STL file transfer step
STL file is then transferred to the printer, often using the custom machine software, where the model will be manipulated to orientate for Printing. Machine software might create its file with extra information at this stage, such as support structure and temperature.
Machine set up
Each additive manufacturing technology and its variants have its own steps and requirements to set up a new printing job. Set up includes material selection, orientation, printer temperature, support structure and build platform levelling. It also involves loading print material, binders, and other consumables into the machine.
Machine software then converts the STL file information into G-code. G-code instructions are information for the actuators, such as motors, telling them where to move, how quickly to move, and what path to take.
Multiple parts can be set up to reduce the printing cost, and waste can also be minimised by choosing the correct orientation.
Once the build starts, it gradually builds the design one layer at a time. A typical layer is around 0.1mm in thickness, but depending on the technology and the material used, it can go down to 20 microns.
Depending on the build size, the printing machine, AM technology, material, and printing resolution, this build process could take hours or even days to complete.
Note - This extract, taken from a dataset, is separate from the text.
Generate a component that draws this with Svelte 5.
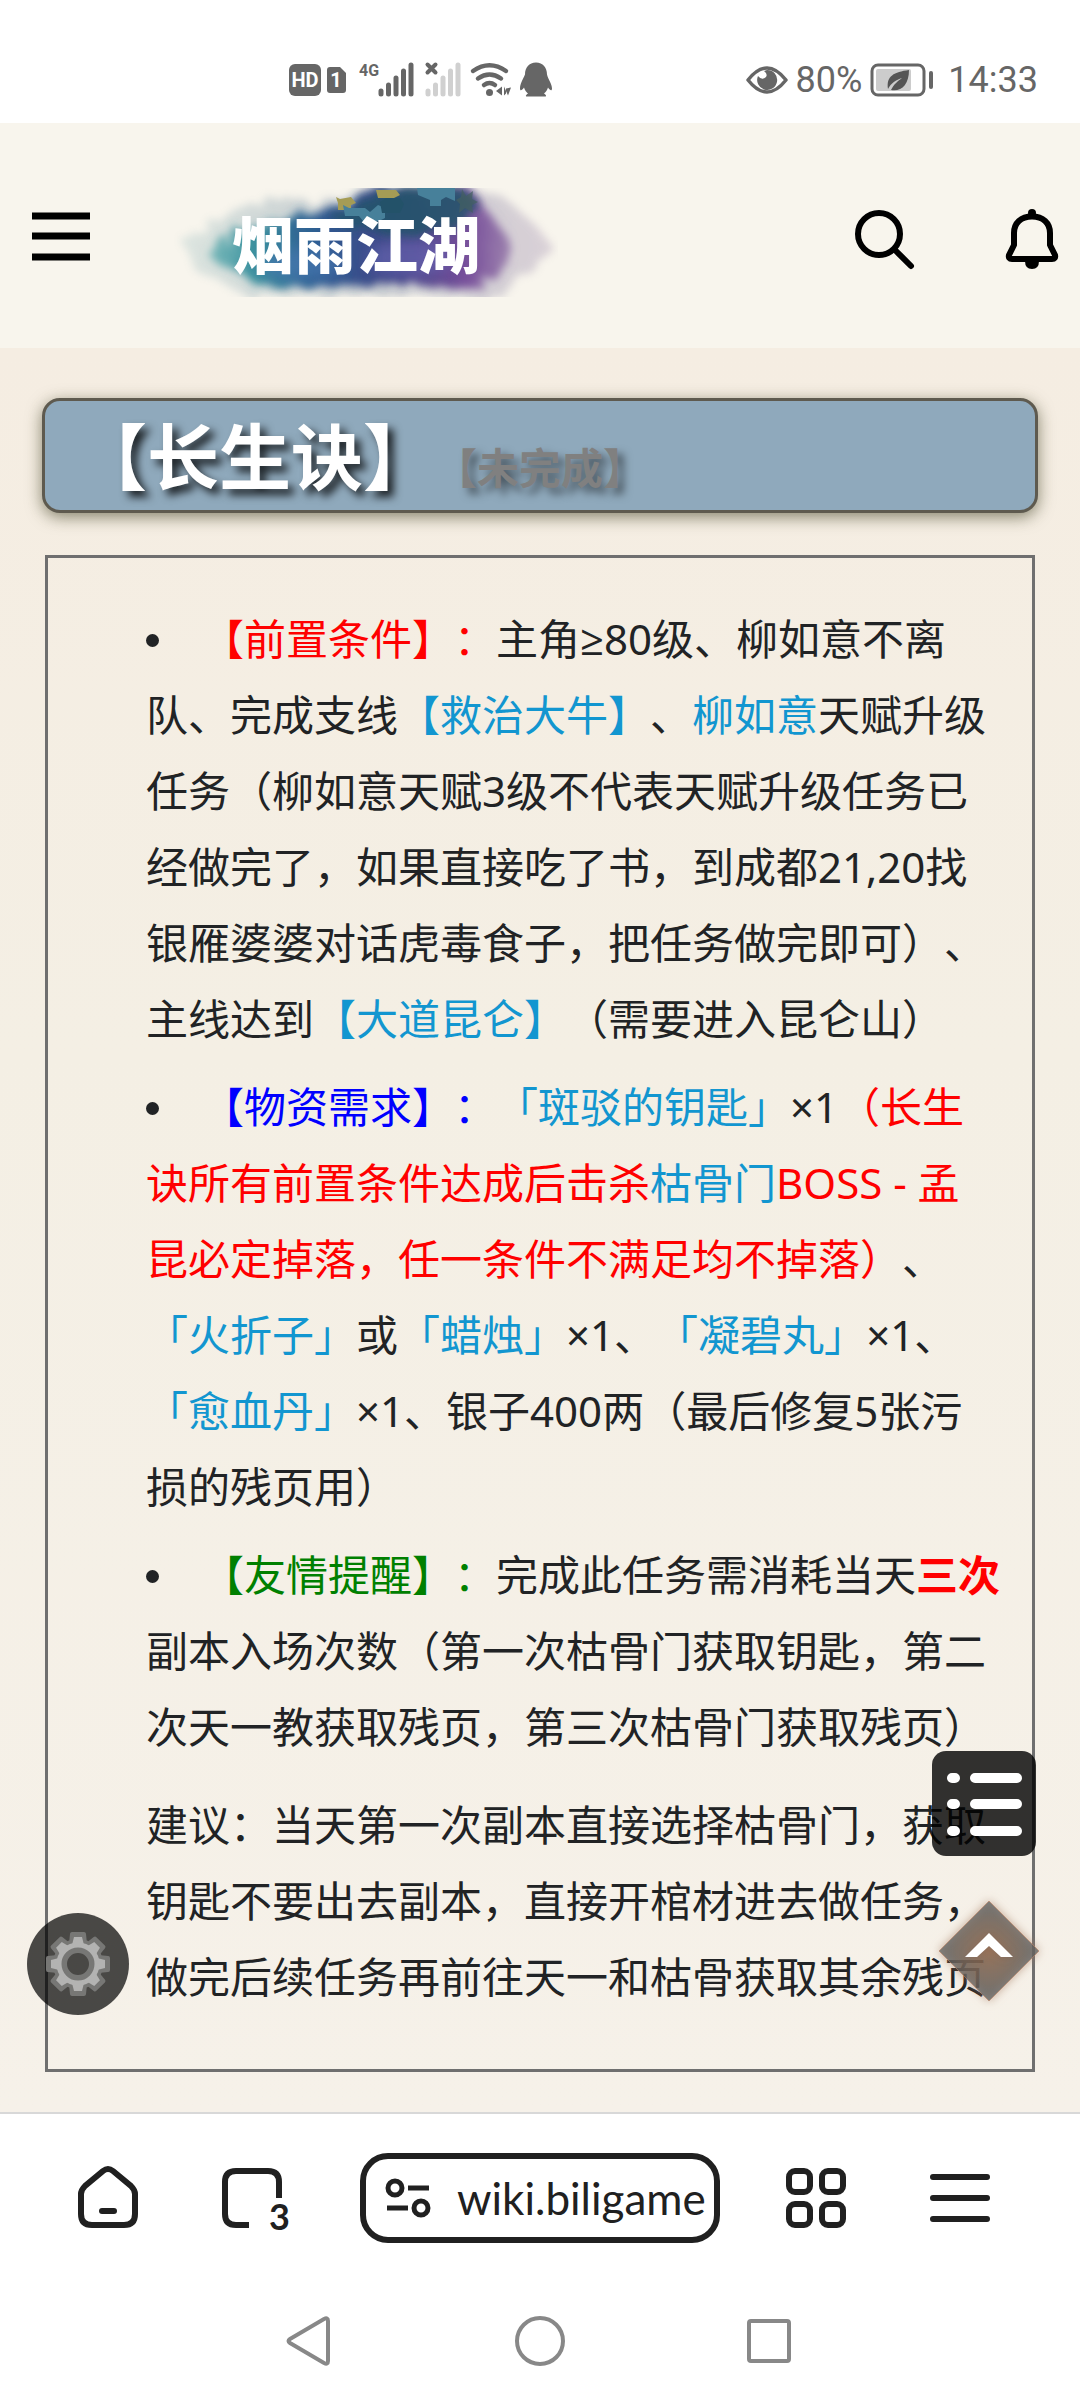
<script lang="ts">
  interface Part {
    text: string;
    tone?: "red" | "blue" | "green" | "strong";
    link?: boolean;
  }

  const title = "【长生诀】";
  const status = "【未完成】";

  const items: Part[][] = [
    [
      { text: "【前置条件】：", tone: "red" },
      { text: "主角≥80级、柳如意不离队、完成支线" },
      { text: "【救治大牛】", link: true },
      { text: "、" },
      { text: "柳如意", link: true },
      { text: "天赋升级任务（柳如意天赋3级不代表天赋升级任务已经做完了，如果直接吃了书，到成都21,20找银雁婆婆对话虎毒食子，把任务做完即可）、主线达到" },
      { text: "【大道昆仑】", link: true },
      { text: "（需要进入昆仑山）" },
    ],
    [
      { text: "【物资需求】：", tone: "blue" },
      { text: "「斑驳的钥匙」", link: true },
      { text: "×1" },
      { text: "（长生诀所有前置条件达成后击杀", tone: "red" },
      { text: "枯骨门", link: true },
      { text: "BOSS - 孟昆必定掉落，任一条件不满足均不掉落）", tone: "red" },
      { text: "、" },
      { text: "「火折子」", link: true },
      { text: "或" },
      { text: "「蜡烛」", link: true },
      { text: "×1、" },
      { text: "「凝碧丸」", link: true },
      { text: "×1、" },
      { text: "「愈血丹」", link: true },
      { text: "×1、银子400两（最后修复5张污损的残页用）" },
    ],
    [
      { text: "【友情提醒】：", tone: "green" },
      { text: "完成此任务需消耗当天" },
      { text: "三次", tone: "strong" },
      { text: "副本入场次数（第一次枯骨门获取钥匙，第二次天一教获取残页，第三次枯骨门获取残页）" },
    ],
  ];

  const advice =
    "建议：当天第一次副本直接选择枯骨门，获取钥匙不要出去副本，直接开棺材进去做任务，做完后续任务再前往天一和枯骨获取其余残页";

  const barTops = [31, 25, 18, 11, 5];
  const teeth = [0, 45, 90, 135, 180, 225, 270, 315];

  let address = $state("wiki.biligame");
</script>

<div class="page">
  <div class="status-bar">
    <svg class="signals" viewBox="0 0 264 40" width="264" height="40" aria-hidden="true">
      <rect x="1" y="4" width="32" height="32" rx="6" fill="#666" />
      <text x="17" y="27" text-anchor="middle" font-size="20" font-weight="700" fill="#fff">HD</text>
      <path d="M42 7h10l6 6v17q0 3-3 3H42q-3 0-3-3V10q0-3 3-3z" fill="#666" />
      <text x="48" y="27" text-anchor="middle" font-size="20" font-weight="700" fill="#fff">1</text>
      <text x="71" y="16" font-size="16" font-weight="700" fill="#666">4G</text>
      <g stroke-width="5" stroke-linecap="round">
        {#each barTops as top, i}
          <path d={`M${93 + i * 7.5} ${top}V34`} stroke="#666" />
          <path d={`M${140 + i * 7.5} ${top}V34`} stroke="#d0d0d0" />
        {/each}
      </g>
      <path d="M139.500 4.500l8 8m0-8l-8 8" stroke="#666" stroke-width="4" stroke-linecap="round" />
      <g fill="none" stroke="#666" stroke-width="4.500" stroke-linecap="round">
        <path d="M185 11q16.500-11.500 33 0" />
        <path d="M190 18.500q11.500-8 23 0" />
        <path d="M196 25q5.500-4 11 0" />
      </g>
      <circle cx="201.500" cy="32.500" r="3.500" fill="#666" />
      <path d="M208 31l6-4.500v9zM216 26.500v9l2-2v-5l5-1-3 8z" fill="#666" />
      <path
        d="M248 2.500c-7 0-11 5-11 12-2 5-5 9-5 14 0 3 2 2 4-1 1 3 2 4 4 6-2 1-3 3-1 3h18c2 0 1-2-1-3 2-2 3-3 4-6 2 3 4 4 4 1 0-5-4-9-5-14 0-7-4-12-11-12z"
        fill="#666"
      />
    </svg>
    <div class="system">
      <svg class="eye" viewBox="0 0 42 28" width="42" height="28" aria-hidden="true">
        <path d="M2 14Q21-10 40 14Q21 38 2 14z" fill="none" stroke="#666" stroke-width="3.500" stroke-linejoin="round" />
        <path d="M21 4a10 10 0 1 1-9 6q4 5 8 1 2-3-2-6z" fill="#666" />
      </svg>
      <span class="charge">80%</span>
      <svg class="battery" viewBox="0 0 64 34" width="64" height="34" aria-hidden="true">
        <rect x="2" y="2" width="52" height="30" rx="6" fill="none" stroke="#666" stroke-width="3" />
        <rect x="6" y="6" width="35" height="22" rx="2" fill="#ccc" />
        <path d="M18 26c-2-13 6-17 21-19 0 15-8 22-18 20 3-6 7-9 11-12-6 2-11 5-14 11z" fill="#555" />
        <rect x="59" y="8" width="4" height="18" rx="2" fill="#666" />
      </svg>
      <span>14:33</span>
    </div>
  </div>

  <header class="site-header">
    <button type="button" class="menu" aria-label="菜单">
      <svg viewBox="0 0 58 50" width="58" height="50">
        <path d="M0 5h58M0 25h58M0 46h58" stroke="#000" stroke-width="7" />
      </svg>
    </button>
    <a class="logo" href="#home" aria-label="烟雨江湖">
      <svg viewBox="0 0 384 120" width="384" height="120">
        <defs>
          <linearGradient id="ink" x1="0" x2="1">
            <stop offset="0" stop-color="#7fbcbc" />
            <stop offset="0.150" stop-color="#3c929f" />
            <stop offset="0.350" stop-color="#2d5c91" />
            <stop offset="0.650" stop-color="#454386" />
            <stop offset="0.850" stop-color="#78509b" />
            <stop offset="1" stop-color="#9d82ae" />
          </linearGradient>
          <linearGradient id="mist" x1="0" x2="1">
            <stop offset="0" stop-color="#b9d0ce" />
            <stop offset="0.500" stop-color="#8494a9" />
            <stop offset="1" stop-color="#b5a5bd" />
          </linearGradient>
          <filter id="soft" x="-20%" y="-30%" width="140%" height="160%"><feGaussianBlur stdDeviation="7" /></filter>
          <filter id="wash" x="-10%" y="-20%" width="120%" height="140%">
            <feTurbulence type="fractalNoise" baseFrequency="0.060" numOctaves="3" seed="4" result="n" />
            <feDisplacementMap in="SourceGraphic" in2="n" scale="18" />
            <feGaussianBlur stdDeviation="4" />
          </filter>
          <clipPath id="frame"><rect y="12" width="384" height="109" /></clipPath>
        </defs>
        <g clip-path="url(#frame)">
          <path
            d="M10 66Q36 46 58 34Q96 20 142 28L190 12H300Q334 20 348 38Q370 54 378 72Q362 92 344 98Q334 126 296 124L220 118L150 120H72Q50 104 24 98Z"
            fill="url(#mist)"
            opacity="0.450"
            filter="url(#wash)"
          />
          <path
            d="M34 78Q50 56 92 48Q130 36 158 32L196 14H296Q314 36 328 54Q344 74 334 84Q320 112 290 112Q240 106 190 110H82Q68 94 44 88Z"
            fill="url(#ink)"
            filter="url(#wash)"
          />
          <path d="M190 24Q246 0 296 18Q316 46 270 56Q210 64 158 46Z" fill="#24546b" opacity="0.850" filter="url(#wash)" />
          <ellipse cx="236" cy="82" rx="42" ry="18" fill="#6a68b5" opacity="0.600" filter="url(#soft)" />
          <ellipse cx="128" cy="88" rx="42" ry="16" fill="#4777af" opacity="0.700" filter="url(#soft)" />
          <path d="M162 21l4 2 11-2 5 6-5 2v5h-13v-7zM202 14h20l4 5-6 3h-16z" fill="#a59c55" />
          <path d="M169 29l6 3h16l5 4 8-7 7 3v10l-6 3h-16l-4-5h-14zM243 12h38v13l-9-4-5 3v6h-11v-6l-12-5z" fill="#47809a" />
          <path d="M206 26l6-4h14l4 6-4 9h-18z" fill="#235269" />
          <path d="M288 13l4 7 7-5-1 8 6 3-6 3 1 8-8-5-6 5 1-9-4-4 5-3z" fill="#455f61" opacity="0.700" />
        </g>
        <text x="58" y="93" class="logo-text">烟雨江湖</text>
      </svg>
    </a>
    <div class="actions">
      <button type="button" aria-label="搜索">
        <svg viewBox="0 0 60 60" width="60" height="60">
          <circle cx="24" cy="25" r="21" fill="none" stroke="#000" stroke-width="6" />
          <path d="M40 41l16 16" stroke="#000" stroke-width="6" stroke-linecap="round" />
        </svg>
      </button>
      <button type="button" aria-label="通知">
        <svg viewBox="0 0 60 60" width="60" height="60">
          <circle cx="30" cy="4" r="4" />
          <path
            d="M30 7.500C19 7.500 12 14 12 24V36L7 46Q6 50 10 50H50Q54 50 53 46L48 36V24C48 14 41 7.500 30 7.500z"
            fill="none"
            stroke="#000"
            stroke-width="6"
            stroke-linejoin="round"
          />
          <path d="M23 52h14q0 8-7 8t-7-8z" />
        </svg>
      </button>
    </div>
  </header>

  <main>
    <h1>{title}<small>{status}</small></h1>

    <section class="guide">
      <ul>
        {#each items as parts}
          <li>
            {#each parts as part}{#if part.link}<a href="#wiki">{part.text}</a>{:else}<span class={part.tone}>{part.text}</span>{/if}{/each}
          </li>
        {/each}
      </ul>
      <p>{advice}</p>
    </section>

    <button type="button" class="float settings" aria-label="设置">
      <svg viewBox="0 0 68 68" width="68" height="68">
        <g fill="none" stroke="#777775">
          <circle cx="34" cy="34" r="18" stroke-width="14" />
          {#each teeth as angle}
            <path d="M27 14L28 4H40L41 14z" fill="#777775" stroke-width="4" stroke-linejoin="round" transform={`rotate(${angle} 34 34)`} />
          {/each}
        </g>
        <g fill="none" stroke="#b3b3b2">
          <circle cx="34" cy="34" r="19" stroke-width="5" />
          {#each teeth as angle}
            <path d="M28 15L30 7H38L40 15z" fill="#b3b3b2" stroke="none" transform={`rotate(${angle} 34 34)`} />
          {/each}
        </g>
      </svg>
    </button>
    <button type="button" class="float contents" aria-label="目录">
      <svg viewBox="0 0 104 105" width="104" height="105">
        <g stroke="#fff" stroke-width="10" stroke-linecap="round">
          <path d="M20 27h3M43 27h42M20 53h3M43 53h42M20 80h3M43 80h42" />
        </g>
      </svg>
    </button>
    <button type="button" class="float to-top" aria-label="返回顶部">
      <svg viewBox="0 0 120 120" width="120" height="120">
        <defs>
          <radialGradient id="glow" cx="0.500" cy="0.500" r="0.400">
            <stop offset="0" stop-color="#866046" />
            <stop offset="1" stop-color="#5c5e5d" />
          </radialGradient>
        </defs>
        <path d="M60 10l50 50-50 50-50-50z" fill="url(#glow)" stroke="#a87b62" opacity="0.750" />
        <path d="M60 42l24 24H72L60 55 48 66H36z" fill="#fff" />
      </svg>
    </button>
  </main>

  <nav class="toolbar" aria-label="浏览器">
    <button type="button" class="slot" aria-label="主页">
      <svg viewBox="0 0 60 64" width="60" height="64">
        <path d="M25 5Q30 1 35 5L53 20Q57 24 57 28V48Q57 59 46 59H14Q3 59 3 48V28Q3 24 7 20z" fill="none" stroke="#202020" stroke-width="6" />
        <path d="M24 45h12" stroke="#202020" stroke-width="6" stroke-linecap="round" />
      </svg>
    </button>
    <button type="button" class="slot" aria-label="标签页">
      <svg viewBox="0 0 60 64" width="60" height="64">
        <path d="M57 32V16Q57 5 46 5H14Q3 5 3 16V48Q3 59 14 59H27" fill="none" stroke="#202020" stroke-width="6" />
        <text x="47" y="64" font-size="36" font-weight="700" fill="#202020">3</text>
      </svg>
    </button>
    <label class="address">
      <svg viewBox="0 0 46 38" width="46" height="38" aria-hidden="true">
        <g fill="none" stroke="#202020" stroke-width="5">
          <circle cx="10" cy="9" r="7" />
          <circle cx="36" cy="29" r="7" />
          <path d="M23 9h21M2 29h21" />
        </g>
      </svg>
      <input type="text" aria-label="地址" bind:value={address} />
    </label>
    <button type="button" class="slot" aria-label="应用">
      <svg viewBox="0 0 60 64" width="60" height="64">
        <g fill="none" stroke="#202020" stroke-width="6">
          <rect x="3" y="5" width="21" height="21" rx="6" />
          <rect x="36" y="5" width="21" height="21" rx="6" />
          <rect x="3" y="38" width="21" height="21" rx="6" />
          <rect x="36" y="38" width="21" height="21" rx="6" />
        </g>
      </svg>
    </button>
    <button type="button" class="slot" aria-label="更多">
      <svg viewBox="0 0 60 64" width="60" height="64">
        <path d="M3 11h54M3 32h54M3 53h54" stroke="#202020" stroke-width="6" stroke-linecap="round" />
      </svg>
    </button>
  </nav>

  <nav class="system-nav" aria-label="系统">
    <button type="button" aria-label="返回">
      <svg viewBox="0 0 50 50" width="50" height="50">
        <path d="M5 23L39 3Q43 1 43 5V45Q43 49 39 47L5 27Q2 25 5 23z" fill="none" stroke="#888" stroke-width="4" />
      </svg>
    </button>
    <button type="button" aria-label="桌面">
      <svg viewBox="0 0 50 50" width="50" height="50">
        <circle cx="25" cy="25" r="23" fill="none" stroke="#888" stroke-width="4" />
      </svg>
    </button>
    <button type="button" aria-label="最近任务">
      <svg viewBox="0 0 50 50" width="50" height="50">
        <rect x="4" y="5" width="40" height="40" rx="2" fill="none" stroke="#888" stroke-width="4" />
      </svg>
    </button>
  </nav>
</div>

<style>
  :global(body) {
    margin: 0;
    background: #fff;
  }

  .page {
    display: flex;
    flex-direction: column;
    min-height: 100vh;
    font-family: "Noto Sans CJK SC", sans-serif;
    color: #212325;
    text-spacing-trim: space-all;
  }

  button {
    display: flex;
    align-items: center;
    justify-content: center;
    padding: 0;
    border: 0;
    background: none;
    cursor: pointer;
  }

  svg {
    display: block;
    flex: none;
    overflow: visible;
  }

  .status-bar {
    display: flex;
    align-items: center;
    justify-content: space-between;
    box-sizing: border-box;
    height: 123px;
    padding: 37px 42px 0 288px;
    background: #fff;
    color: #666;
    font-family: Roboto, sans-serif;
    font-size: 36px;
    line-height: 44px;
  }

  .system {
    display: flex;
    align-items: center;
  }

  .charge {
    margin: 0 8px;
  }

  .battery {
    margin-right: 14px;
  }

  .site-header {
    display: flex;
    align-items: center;
    height: 225px;
    padding: 0 18px 0 32px;
    background: #f8f5ed;
  }

  .logo {
    margin-left: 84px;
  }

  .logo-text {
    font-size: 62px;
    font-weight: 900;
    fill: #fff;
  }

  .actions {
    display: flex;
    gap: 87px;
    margin-left: auto;
    padding-top: 6px;
  }

  main {
    position: relative;
    flex: 1;
    padding: 50px 42px 40px;
    background: linear-gradient(#f5ede2, #f4efe4 40%, #f6f1e9);
  }

  h1 {
    display: flex;
    align-items: baseline;
    box-sizing: border-box;
    height: 115px;
    margin: 0;
    padding-left: 30px;
    border: 3px solid #5e5a4f;
    border-radius: 18px;
    background: #8fa9bc;
    box-shadow: 0 4px 16px rgba(60, 60, 30, 0.6);
    color: #fff;
    font-size: 72px;
    font-weight: 700;
    line-height: 103px;
    text-shadow: 6px 6px 9px rgba(0, 0, 0, 0.8);
  }

  h1 small {
    color: #808080;
    font-size: 42px;
    text-shadow: 6px 6px 9px rgba(0, 0, 0, 0.5);
  }

  .guide {
    margin: 42px 3px 0;
    padding: 43px 31px 54px 98px;
    border: 3px solid #6f6f6f;
    font-family: "Noto Sans", "Open Sans", "Noto Sans CJK SC", sans-serif;
    font-size: 42px;
    line-height: 76px;
  }

  .guide ul {
    margin: 0;
    padding: 0;
    list-style: none;
  }

  .guide li {
    margin-bottom: 12px;
  }

  .guide li::before {
    content: "";
    display: inline-block;
    width: 13px;
    height: 13px;
    margin-right: 43px;
    border-radius: 50%;
    background: #212325;
    vertical-align: 8px;
  }

  .guide p {
    margin: 22px 0 0;
  }

  .guide a {
    color: #1296d0;
    text-decoration: none;
  }

  .red {
    color: #f00;
  }

  .blue {
    color: #00f;
  }

  .green {
    color: #008000;
  }

  .strong {
    color: #f00;
    font-weight: 700;
  }

  .float {
    position: absolute;
  }

  .settings {
    left: 27px;
    bottom: 97px;
    width: 102px;
    height: 102px;
    border-radius: 50%;
    background: rgba(0, 0, 0, 0.7);
  }

  .contents {
    right: 44px;
    bottom: 256px;
    border-radius: 14px;
    background: rgba(0, 0, 0, 0.8);
  }

  .to-top {
    right: 31px;
    bottom: 101px;
    filter: drop-shadow(0 0 5px rgba(168, 123, 98, 0.8));
  }

  .toolbar {
    display: flex;
    align-items: center;
    height: 168px;
    padding: 0 48px 0 36px;
    border-top: 2px solid #d8d8d8;
    background: #fff;
  }

  .toolbar text {
    font-family: Lato, sans-serif;
  }

  .slot {
    width: 144px;
    height: 96px;
  }

  .address {
    display: flex;
    flex: 1;
    align-items: center;
    box-sizing: border-box;
    min-width: 0;
    height: 90px;
    margin: 0 24px 0 36px;
    padding: 0 6px 0 19px;
    border: 6px solid #202020;
    border-radius: 28px;
  }

  .address input {
    flex: 1;
    min-width: 0;
    margin-left: 26px;
    padding: 0;
    border: 0;
    outline: none;
    background: none;
    color: #202020;
    font-family: Lato, sans-serif;
    font-size: 44px;
    line-height: 56px;
  }

  .system-nav {
    display: flex;
    justify-content: center;
    height: 118px;
    background: #fff;
  }

  .system-nav button {
    width: 230px;
  }
</style>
After building the part or multiple parts, in some cases, it may need a cooling-off period before removing the parts from the machine. Again depending on the machine and technology, removal could vary from simply peeling off the build platform in case of FDM to wire eroding from the build plate in DMLS.
Almost all the additive manufacturing techniques will require some form of post-processing. Depending on the AM technology used and the part’s end-use, it varies from simple cleaning and polishing to machining and heating treating the part.
Finally, post-processing, such as cleaning, polishing, and painting, might be required
As discussed, each of the 7 Additive manufacturing technologies varies depending on the underlying technology it uses to lay material onto the build platform, material type, energy type use and post-processing.